En conséquence, la garantie décennale est applicable lorsque l’on est en présence de dommages d’une certaine gravité, abstraction faite de leurs causes et origines et alors même que lesdites causes et origines des dommages ne seraient pas connues, l’indétermination des causes et origines des dommages étant indifférente à l’application de la garantie décennale (CASS. 3ème CIV. 1er Dec 1999 Bull CIV III n°230).
Enfin, il convient de souligner que le critère d’impropriété à destination doit être apprécié par rapport à l’ensemble de l’ouvrage (CASS. 3ème CIV 7 Dec 1988 Bull. CIV III n° 174).et qu’il doit être apprécié au regard de la destination convenue à l’origine de la construction (CASS. 3ème CIV. 11 Fev 1998) tout particulièrement lorsque l’ouvrage en question a une vocation professionnelle.
Force est de constater que si l’atteinte à la solidité de l’ouvrage apparaît comme un critère objectif, et d’application stricte, il n’en est pas forcément de même de l’impropriété à la destination de l’ouvrage.
Le législateur de 1978 l’a choisi de préférence à deux autres "l’interdiction absolue d’utilisation", critère considéré comme peu protecteur des intérêts des usagers, et celui "d’interdiction d’utilisation dans des conditions normales d’habitabilité", critère qui est apparu comme trop restrictif.

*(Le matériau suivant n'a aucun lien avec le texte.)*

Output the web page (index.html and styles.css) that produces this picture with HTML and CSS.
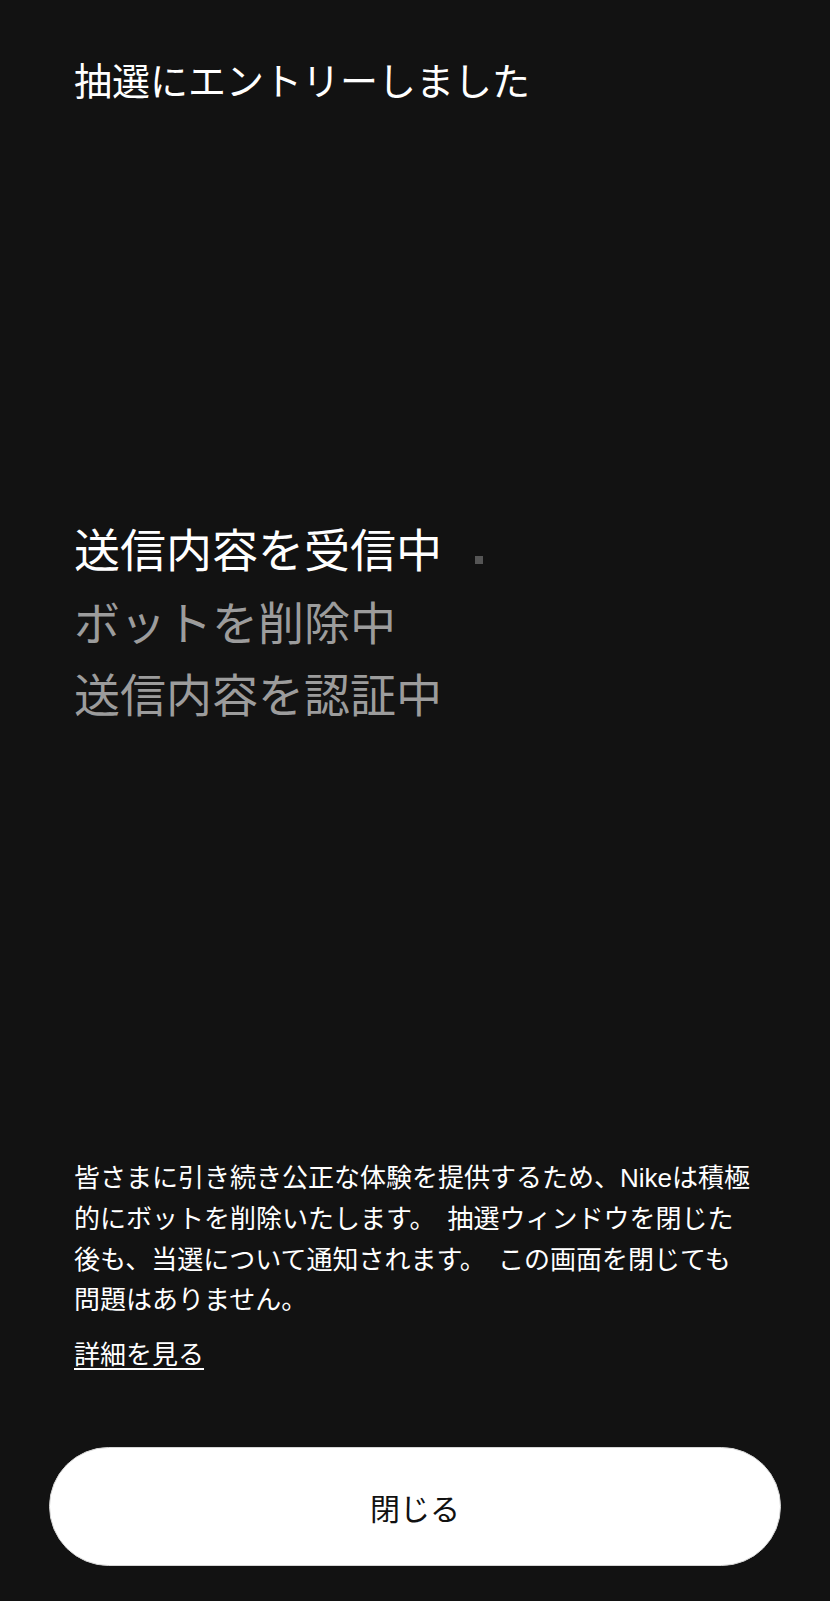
FILE: index.html
```html
<!DOCTYPE html>
<html lang="ja">
  <head>
    <meta charset="UTF-8" />
    <meta name="viewport" content="width=device-width, initial-scale=1.0" />
    <title>抽選にエントリーしました</title>
    <link rel="stylesheet" href="styles.css">
  </head>
  <body>
    <div class="screen">
      <h1 class="title">抽選にエントリーしました</h1>

      <section class="status">
        <div class="step active">送信内容を受信中<span class="loader"></span></div>
        <div class="step">ボットを削除中</div>
        <div class="step">送信内容を認証中</div>
      </section>

      <section class="notice">
        <p class="notice-text">皆さまに引き続き公正な体験を提供するため、Nikeは積極的にボットを削除いたします。 抽選ウィンドウを閉じた後も、当選について通知されます。 この画面を閉じても問題はありません。</p>
        <a href="#" class="more-link">詳細を見る</a>
      </section>

      <button class="close-button">閉じる</button>
    </div>
  </body>
</html>
```

FILE: styles.css
```css
* {
  margin: 0;
  padding: 0;
  box-sizing: border-box;
  font-family: "Liberation Sans", "Noto Sans CJK JP", sans-serif;
}

body {
  background-color: #121212;
  color: white;
}
.screen {
  display: flex;
  flex-direction: column;
  min-height: 1601px;
  padding: 56px 0 35px;
}
.title {
  font-size: 38px;
  font-weight: normal;
  line-height: 52px;
  padding-left: 74px;
}
.status {
  margin-top: 407px;
  padding-left: 74px;
}
.step {
  font-size: 46px;
  line-height: 72.5px;
  color: #9c9c9c;
}
.step.active {
  color: white;
}
.loader {
  display: inline-block;
  width: 8px;
  height: 8px;
  margin-left: 33px;
  margin-bottom: 3px;
  background-color: #555555;
}
.notice {
  margin-top: auto;
  padding-left: 74px;
}
.notice-text {
  max-width: 680px;
  font-size: 26px;
  line-height: 40.7px;
  word-spacing: 5px;
}
.more-link {
  display: inline-block;
  margin-top: 14px;
  font-size: 26px;
  line-height: 40px;
  color: white;
  text-decoration: underline;
  text-underline-offset: 4px;
}
.close-button {
  margin: 72px 49px 0;
  height: 119px;
  border: 1px solid #d6d6d6;
  border-radius: 60px;
  background-color: white;
  color: #111111;
  font-size: 30px;
  cursor: pointer;
}
```
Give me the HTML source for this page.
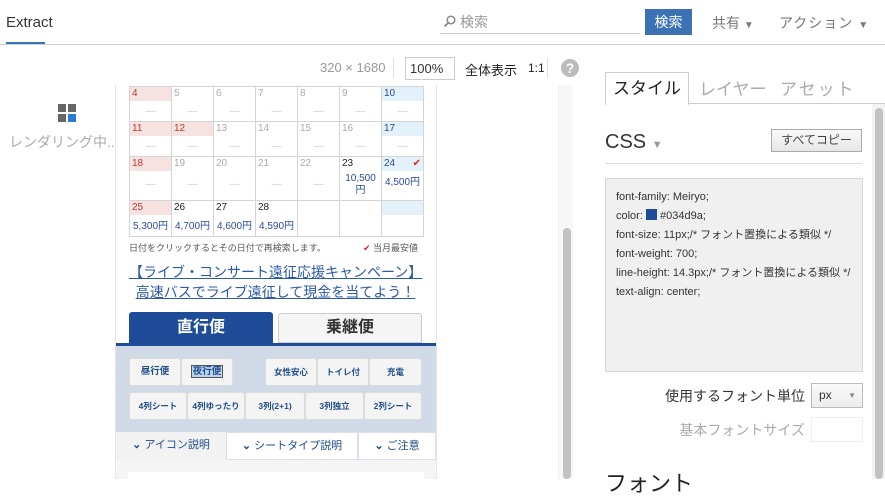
<!DOCTYPE html>
<html><head><meta charset="utf-8"><style>
*{box-sizing:border-box;margin:0;padding:0}
body{width:885px;height:479px;overflow:hidden;background:#fff;font-family:"Liberation Sans","Noto Sans CJK JP",sans-serif;position:relative;color:#333}
.a{position:absolute;white-space:nowrap}
.cal{position:absolute;left:129px;top:86px;border-collapse:collapse;font-size:10px}
.cal td{border:1px solid #d4d4d4;width:42px;vertical-align:top;padding:0;position:relative}
.cal .d{height:14px;padding-left:2px;color:#aaa;line-height:14px}
.cal .r .d{background:#f7e2e2;color:#c0392b}
.cal .b .d{background:#e2f1fa;color:#2a4a8a}
.cal .k .d{color:#222}
.cal .m{text-align:center;color:#ccc;font-size:10px;margin-top:5px}
.cal .p{color:#2a4a9a;font-size:10px;text-align:center}
.btn{position:absolute;background:#f4f4f4;border:1px solid #dcdcdc;border-radius:3px;font-size:9.5px;font-weight:bold;color:#1e4d8a;text-align:center;line-height:26px}
</style></head><body>
<!-- header -->
<div class="a" style="left:6px;top:14px;font-size:15px;color:#333">Extract</div>
<div class="a" style="left:6px;top:42px;width:39px;height:2px;background:#3a74b8"></div>
<div class="a" style="left:0;top:44px;width:885px;height:1px;background:#d0d0d0"></div>
<svg class="a" style="left:443px;top:15px" width="13" height="13" viewBox="0 0 13 13"><circle cx="8" cy="5" r="3.8" fill="none" stroke="#888" stroke-width="1.5"/><path d="M5.3 7.7 1.5 11.5" stroke="#888" stroke-width="1.8"/></svg>
<div class="a" style="left:460px;top:12px;font-size:14px;color:#999">検索</div>
<div class="a" style="left:440px;top:33px;width:200px;height:1px;background:#ccc"></div>
<div class="a" style="left:645px;top:9px;width:47px;height:26px;background:#3a72b4;color:#fff;font-size:14px;text-align:center;line-height:26px">検索</div>
<div class="a" style="left:712px;top:13px;font-size:14px;color:#777">共有 <span style="font-size:10px">▼</span></div>
<div class="a" style="left:779px;top:13px;font-size:14px;color:#777;letter-spacing:1px">アクション <span style="font-size:10px">▼</span></div>
<!-- toolbar -->
<div class="a" style="left:320px;top:60px;font-size:13px;color:#999">320 × 1680</div>
<div class="a" style="left:393px;top:58px;width:1px;height:20px;background:#ddd"></div>
<div class="a" style="left:405px;top:57px;width:50px;height:23px;border:1px solid #ccc;font-size:13px;line-height:21px;padding-left:4px;color:#333">100%</div>
<div class="a" style="left:465px;top:60px;font-size:13px;color:#222">全体表示</div>
<div class="a" style="left:528px;top:61px;font-size:12px;color:#222">1:1</div>
<div class="a" style="left:547px;top:58px;width:1px;height:20px;background:#ddd"></div>
<div class="a" style="left:561px;top:59px;width:18px;height:18px;border-radius:50%;background:#bbb;color:#fff;font-weight:bold;font-size:14px;text-align:center;line-height:18px">?</div>
<!-- left rendering -->
<div class="a" style="left:58px;top:104px;width:8px;height:8px;background:#666"></div>
<div class="a" style="left:68px;top:104px;width:8px;height:8px;background:#666"></div>
<div class="a" style="left:58px;top:114px;width:8px;height:8px;background:#666"></div>
<div class="a" style="left:68px;top:114px;width:8px;height:8px;background:#2d7ad6"></div>
<div class="a" style="left:9px;top:132px;font-size:14px;color:#aaa">レンダリング中...</div>
<!-- preview page -->
<div class="a" style="left:115px;top:85px;width:322px;height:394px;border-left:1px solid #e6e6e6;border-right:1px solid #e6e6e6;background:#fff"></div>
<div class="a" style="left:558px;top:85px;width:15px;height:394px;background:#f7f7f7;border-left:1px solid #eee"></div>
<div class="a" style="left:563px;top:228px;width:8px;height:251px;background:#c2c2c2;border-radius:4px"></div>
<table class="cal">
<tr style="height:35px"><td class="r"><div class="d">4</div><div class="m">—</div></td><td><div class="d">5</div><div class="m">—</div></td><td><div class="d">6</div><div class="m">—</div></td><td><div class="d">7</div><div class="m">—</div></td><td><div class="d">8</div><div class="m">—</div></td><td><div class="d">9</div><div class="m">—</div></td><td class="b"><div class="d">10</div><div class="m">—</div></td></tr>
<tr style="height:35px"><td class="r"><div class="d">11</div><div class="m">—</div></td><td class="r"><div class="d">12</div><div class="m">—</div></td><td><div class="d">13</div><div class="m">—</div></td><td><div class="d">14</div><div class="m">—</div></td><td><div class="d">15</div><div class="m">—</div></td><td><div class="d">16</div><div class="m">—</div></td><td class="b"><div class="d">17</div><div class="m">—</div></td></tr>
<tr style="height:44px"><td class="r"><div class="d">18</div><div class="m" style="margin-top:8px">—</div></td><td><div class="d">19</div><div class="m" style="margin-top:8px">—</div></td><td><div class="d">20</div><div class="m" style="margin-top:8px">—</div></td><td><div class="d">21</div><div class="m" style="margin-top:8px">—</div></td><td><div class="d">22</div><div class="m" style="margin-top:8px">—</div></td><td class="k"><div class="d">23</div><div class="p" style="line-height:12px;margin-top:2px">10,500<br>円</div></td><td class="b"><div class="d">24 <span style="color:#d22;float:right;margin-right:2px">✔</span></div><div class="p" style="margin-top:2px">4,500円</div></td></tr>
<tr style="height:36px"><td class="r"><div class="d">25</div><div class="p" style="margin-top:2px">5,300円</div></td><td class="k"><div class="d">26</div><div class="p" style="margin-top:2px">4,700円</div></td><td class="k"><div class="d">27</div><div class="p" style="margin-top:2px">4,600円</div></td><td class="k"><div class="d">28</div><div class="p" style="margin-top:2px">4,590円</div></td><td></td><td></td><td class="b"><div class="d"></div></td></tr>
</table>
<div class="a" style="left:129px;top:241px;font-size:9px;color:#555">日付をクリックするとその日付で再検索します。</div>
<div class="a" style="left:363px;top:241px;font-size:9px;color:#555"><span style="color:#d22">✔</span> 当月最安値</div>
<div class="a" style="left:129px;top:262px;width:293px;text-align:center;font-size:14px;color:#2b5aa8;text-decoration:underline;line-height:20px">【ライブ・コンサート遠征応援キャンペーン】<br>高速バスでライブ遠征して現金を当てよう！</div>
<div class="a" style="left:129px;top:312px;width:144px;height:33px;background:#1e4c99;border-radius:3px 3px 0 0;color:#fff;font-size:16px;font-weight:bold;text-align:center;line-height:31px">直行便</div>
<div class="a" style="left:278px;top:313px;width:144px;height:30px;background:#f5f5f5;border:1px solid #ccc;border-radius:3px 3px 0 0;color:#333;font-size:16px;font-weight:bold;text-align:center;line-height:28px">乗継便</div>
<div class="a" style="left:116px;top:343px;width:320px;height:3px;background:#1e4c99"></div>
<div class="a" style="left:116px;top:346px;width:320px;height:86px;background:#cfdae6"></div>
<div class="btn" style="left:129px;top:358px;width:52px;height:28px">昼行便</div>
<div class="btn" style="left:181px;top:358px;width:52px;height:28px"><span style="background:#bcd3ee;border:1px solid #555;padding:0 1px">夜行便</span></div>
<div class="btn" style="left:265px;top:358px;width:52px;height:28px;font-size:8.5px">女性安心</div>
<div class="btn" style="left:317px;top:358px;width:52px;height:28px;font-size:8.5px">トイレ付</div>
<div class="btn" style="left:369px;top:358px;width:53px;height:28px;font-size:8.5px">充電</div>
<div class="btn" style="left:129px;top:392px;width:58px;height:28px;font-size:8.5px">4列シート</div>
<div class="btn" style="left:187px;top:392px;width:58px;height:28px;font-size:8.5px">4列ゆったり</div>
<div class="btn" style="left:245px;top:392px;width:60px;height:28px;font-size:8.5px">3列(2+1)</div>
<div class="btn" style="left:305px;top:392px;width:59px;height:28px;font-size:8.5px">3列独立</div>
<div class="btn" style="left:364px;top:392px;width:58px;height:28px;font-size:8.5px">2列シート</div>
<div class="a" style="left:116px;top:432px;width:320px;height:47px;background:#f5f5f5"></div>
<div class="a" style="left:116px;top:432px;width:110px;height:28px;background:#f2f2f2;font-size:11px;color:#1e4d8a;text-align:center;line-height:26px"><b>⌄</b> アイコン説明</div>
<div class="a" style="left:226px;top:432px;width:132px;height:28px;background:#fff;border:1px solid #dde;font-size:11px;color:#1e4d8a;text-align:center;line-height:26px"><b>⌄</b> シートタイプ説明</div>
<div class="a" style="left:358px;top:432px;width:78px;height:28px;background:#fff;border:1px solid #dde;font-size:11px;color:#1e4d8a;text-align:center;line-height:26px"><b>⌄</b> ご注意</div>
<div class="a" style="left:128px;top:472px;width:296px;height:7px;background:#fff"></div>
<!-- right panel -->
<div class="a" style="left:605px;top:72px;width:84px;height:33px;border:1px solid #ccc;border-bottom:none;background:#fff;font-size:17px;color:#222;text-align:center;line-height:32px">スタイル</div>
<div class="a" style="left:688px;top:103px;width:197px;height:1px;background:#ccc"></div>
<div class="a" style="left:699px;top:75px;font-size:17px;color:#aaa">レイヤー</div>
<div class="a" style="left:780px;top:75px;font-size:17px;color:#aaa;letter-spacing:2px">アセット</div>
<div class="a" style="left:872px;top:104px;width:13px;height:375px;background:#f3f3f3"></div>
<div class="a" style="left:875px;top:108px;width:8px;height:371px;background:#c2c2c2;border-radius:4px"></div>
<div class="a" style="left:605px;top:131px;font-size:20px;color:#333">CSS <span style="font-size:11px;color:#999">▼</span></div>
<div class="a" style="left:771px;top:129px;width:91px;height:23px;border:1px solid #aaa;background:linear-gradient(#fafafa,#e6e6e6);font-size:12px;color:#444;text-align:center;line-height:21px">すべてコピー</div>
<div class="a" style="left:605px;top:163px;width:257px;height:1px;background:#ddd"></div>
<div class="a" style="left:605px;top:178px;width:258px;height:194px;background:#f0f0f0;border:1px solid #d6d6d6;font-size:11px;color:#333;padding:9px 0 0 10px;line-height:19px">font-family: Meiryo;<br>color: <span style="display:inline-block;width:11px;height:11px;background:#1e4c99;vertical-align:-1px"></span> #034d9a;<br>font-size: 11px;/* フォント置換による類似 */<br>font-weight: 700;<br>line-height: 14.3px;/* フォント置換による類似 */<br>text-align: center;</div>
<div class="a" style="left:605px;top:386px;width:200px;text-align:right;font-size:14px;color:#333">使用するフォント単位</div>
<div class="a" style="left:811px;top:383px;width:52px;height:25px;border:1px solid #bbb;background:linear-gradient(#fafafa,#ececec);font-size:12px;padding-left:7px;line-height:23px;color:#333">px<span style="position:absolute;right:6px;font-size:8px;color:#888">▼</span></div>
<div class="a" style="left:605px;top:420px;width:200px;text-align:right;font-size:14px;color:#aaa">基本フォントサイズ</div>
<div class="a" style="left:811px;top:417px;width:52px;height:25px;border:1px solid #eee;background:#fff"></div>
<div class="a" style="left:605px;top:466px;font-size:22px;color:#222">フォント</div>
</body></html>
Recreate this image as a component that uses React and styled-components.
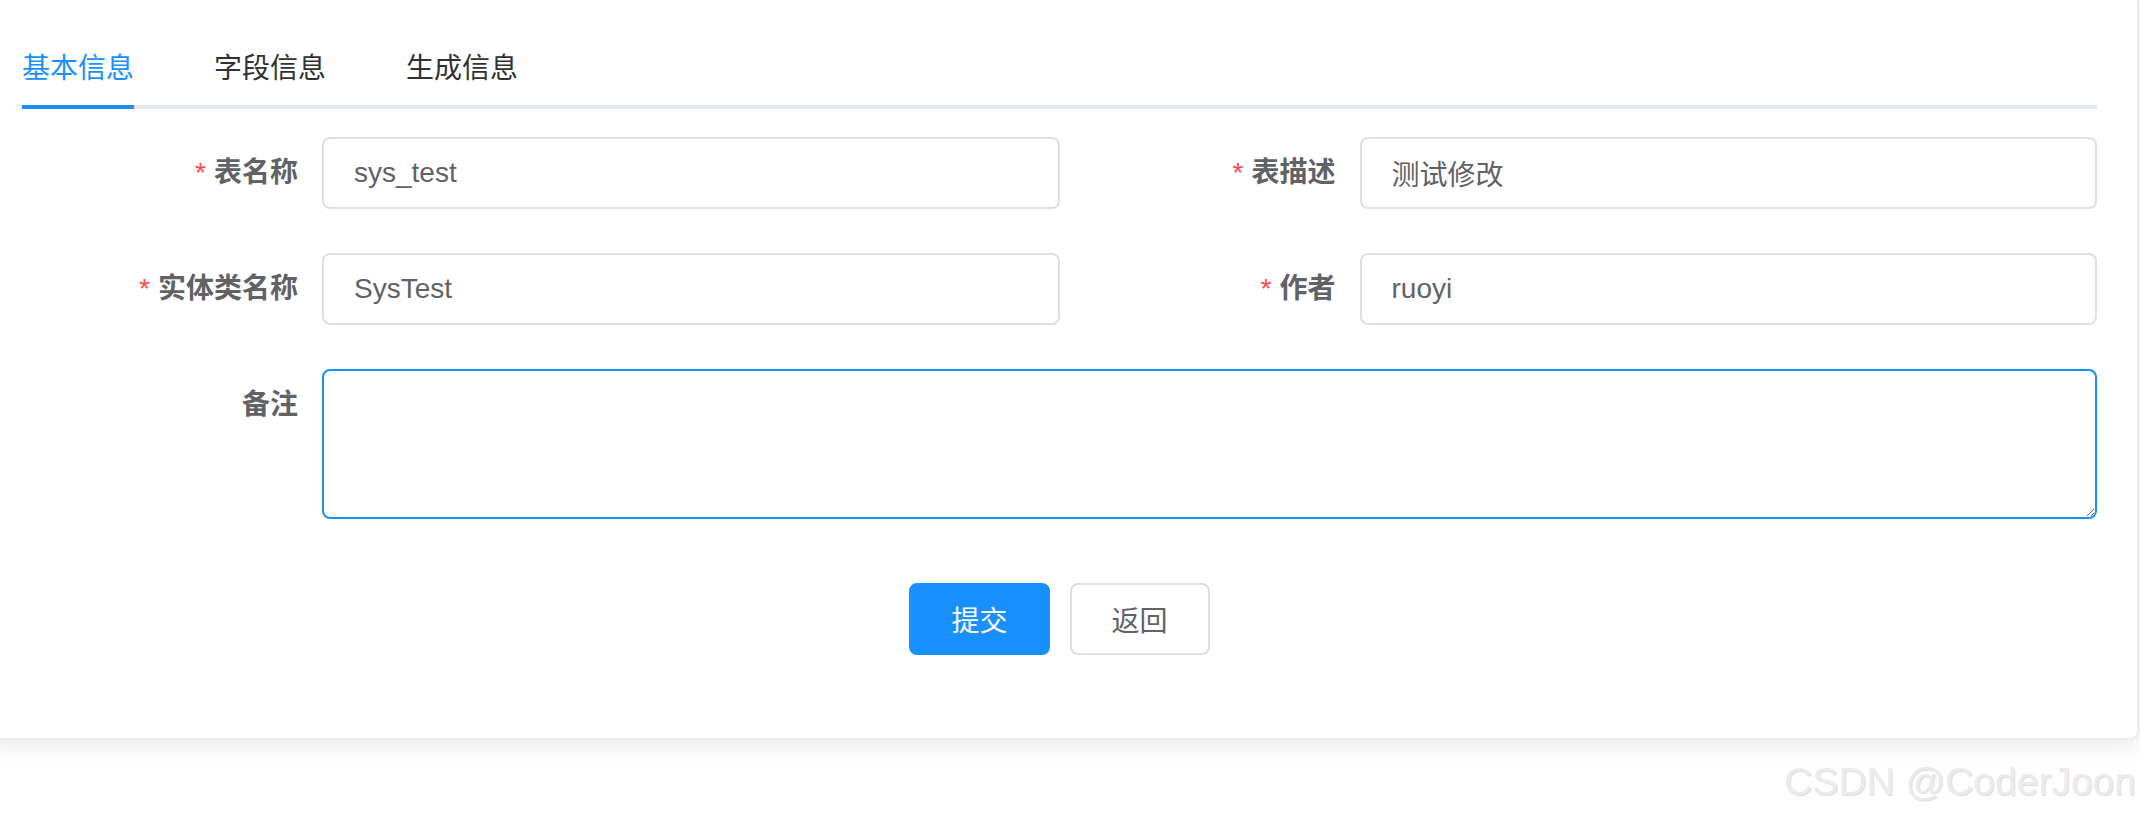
import React from 'react';
import styled, { createGlobalStyle } from 'styled-components';

const GlobalStyle = createGlobalStyle`
    html, body {
        margin: 0;
        padding: 0;
        background: #ffffff;
    }
    * {
        box-sizing: border-box;
    }
`;

const FONT = `"Liberation Sans", "Noto Sans CJK SC", sans-serif`;

const Page = styled.div`
    position: relative;
    width: 2140px;
    height: 821px;
    overflow: hidden;
    background: #ffffff;
    font-family: ${FONT};
`;

const Card = styled.div`
    width: 2159px;
    margin-left: -20px;
    margin-top: -13px;
    padding: 40px;
    background: #ffffff;
    border: 2px solid #e6ebf5;
    border-radius: 8px;
    box-shadow: 0 4px 24px rgba(0, 0, 0, 0.1);
`;

/* tabs */
const TabHeader = styled.div`
    position: relative;
    display: flex;
    height: 80px;
    margin-bottom: 28px;

    &::after {
        content: '';
        position: absolute;
        left: 0;
        right: 0;
        bottom: 0;
        height: 4px;
        background: #e4e7ed;
    }
`;

const TabItem = styled.div`
    position: relative;
    z-index: 1;
    height: 80px;
    line-height: 80px;
    padding: 0 40px;
    font-size: 28px;
    color: ${(props) => (props.active ? '#1890ff' : '#303133')};

    &:first-child {
        padding-left: 0;
    }
    &:last-child {
        padding-right: 0;
    }
`;

const ActiveBar = styled.div`
    position: absolute;
    left: 0;
    bottom: 0;
    width: 112px;
    height: 4px;
    background: #1890ff;
    z-index: 2;
`;

/* form */
const Form = styled.div`
    display: flex;
    flex-direction: column;
`;

const Row = styled.div`
    display: grid;
    grid-template-columns: 1fr 1fr;
`;

const FormItem = styled.div`
    display: flex;
    align-items: flex-start;
    margin-bottom: 44px;
`;

const Label = styled.label`
    flex: 0 0 300px;
    padding-right: 24px;
    text-align: right;
    font-size: 28px;
    line-height: 72px;
    font-weight: 700;
    color: #606266;

    &::before {
        content: ${(props) => (props.required ? "'*'" : 'none')};
        color: #ff4949;
        margin-right: 8px;
        font-weight: 400;
    }
`;

const Field = styled.div`
    flex: 1;
    min-width: 0;
`;

const Input = styled.input`
    display: block;
    width: 100%;
    height: 72px;
    padding: 0 30px;
    border: 2px solid #dcdfe6;
    border-radius: 8px;
    outline: none;
    font-family: ${FONT};
    font-size: 28px;
    color: #606266;
    background: #ffffff;
`;

const TextArea = styled.textarea`
    display: block;
    width: 100%;
    height: 150px;
    padding: 10px 30px;
    border: 2px solid #1890ff;
    border-radius: 8px;
    outline: none;
    resize: vertical;
    font-family: ${FONT};
    font-size: 28px;
    color: #606266;
    background: #ffffff;
`;

/* 버튼 줄: 위 항목 margin 44 + 20 */
const ButtonRow = styled.div`
    display: flex;
    justify-content: center;
    gap: 20px;
    margin: 20px 0 43px;
`;

const Button = styled.button`
    height: 72px;
    padding: 0 40px;
    border-radius: 8px;
    font-family: ${FONT};
    font-size: 28px;
    cursor: pointer;
    border: 2px solid ${(props) => (props.variant === 'primary' ? '#1890ff' : '#dcdfe6')};
    background: ${(props) => (props.variant === 'primary' ? '#1890ff' : '#ffffff')};
    color: ${(props) => (props.variant === 'primary' ? '#ffffff' : '#606266')};
`;

const Watermark = styled.div`
    position: absolute;
    right: 4px;
    top: 760px;
    font-family: "Liberation Sans", sans-serif;
    font-size: 39px;
    color: #ebebeb;
    text-shadow: 1px 1px 1px rgba(0, 0, 0, 0.14);
    white-space: nowrap;
`;

const tabs = ['基本信息', '字段信息', '生成信息'];

export default function App() {
    return (
        <Page>
            <GlobalStyle />
            <Card>
                <TabHeader>
                    {tabs.map((t, i) => (
                        <TabItem key={t} active={i === 0}>
                            {t}
                        </TabItem>
                    ))}
                    <ActiveBar />
                </TabHeader>

                <Form>
                    <Row>
                        <FormItem>
                            <Label required>表名称</Label>
                            <Field>
                                <Input defaultValue="sys_test" />
                            </Field>
                        </FormItem>
                        <FormItem>
                            <Label required>表描述</Label>
                            <Field>
                                <Input defaultValue="测试修改" />
                            </Field>
                        </FormItem>
                    </Row>
                    <Row>
                        <FormItem>
                            <Label required>实体类名称</Label>
                            <Field>
                                <Input defaultValue="SysTest" />
                            </Field>
                        </FormItem>
                        <FormItem>
                            <Label required>作者</Label>
                            <Field>
                                <Input defaultValue="ruoyi" />
                            </Field>
                        </FormItem>
                    </Row>
                    <FormItem>
                        <Label>备注</Label>
                        <Field>
                            <TextArea />
                        </Field>
                    </FormItem>
                    <ButtonRow>
                        <Button variant="primary">提交</Button>
                        <Button>返回</Button>
                    </ButtonRow>
                </Form>
            </Card>
            <Watermark>CSDN @CoderJoon</Watermark>
        </Page>
    );
}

Pour autant l’adoption de ce critère a fait l’objet de critiques, de la part notamment du professeur MALINVAUD, qui a pu dire, à l’occasion d’un colloque organisé en 1988, par la SMABTP, sur le régime SPINETTA : « Elle est par sa nature même imprécise … Elle est fonction, pourrait-on presque dire, de l’humeur du juge, c'est-à-dire de sa réaction en tant que consommateur de logement, elle est fonction de l’état des mœurs qui d’évidence évoluent…. »
Il est donc intéressant, 25 ans après l’adoption de ce critère par la loi, pour mettre en jeu la responsabilité décennale des constructeurs, d’essayer d’en cerner l’interprétation jurisprudentielle qui en a été faite, en fonction de l’évolution des moeurs.
On constate que la Cour de cassation, si elle ne s’est pas substituée aux juges de fond pour décider de l’influence des dommages sur l’impropriété à la destination de l’ouvrage, a exercé un contrôle et censuré systématiquement les juges, lorsque pour appliquer la garantie décennale, ils se bornaient à relever les malfaçons des ouvrages, sans prendre le soin de préciser en quoi ces malfaçons revêtaient la gravité requise.
A la lecture des décisions rendues, on peut distinguer deux grandes catégories d’impropriété à la destination de l’ouvrage :
Celle qui se réfère à sa dangerosité et celle qui se réfère à son inaptitude, sans oublier que la Cour de cassation a par ailleurs, eu à rappeler que c’est l’ouvrage dans son entier qui doit être rendu impropre à sa destination et non la partie d’ouvrage ou l’élément d’équipement atteint de malfaçons, comme certains tribunaux avaient tendance à le juger.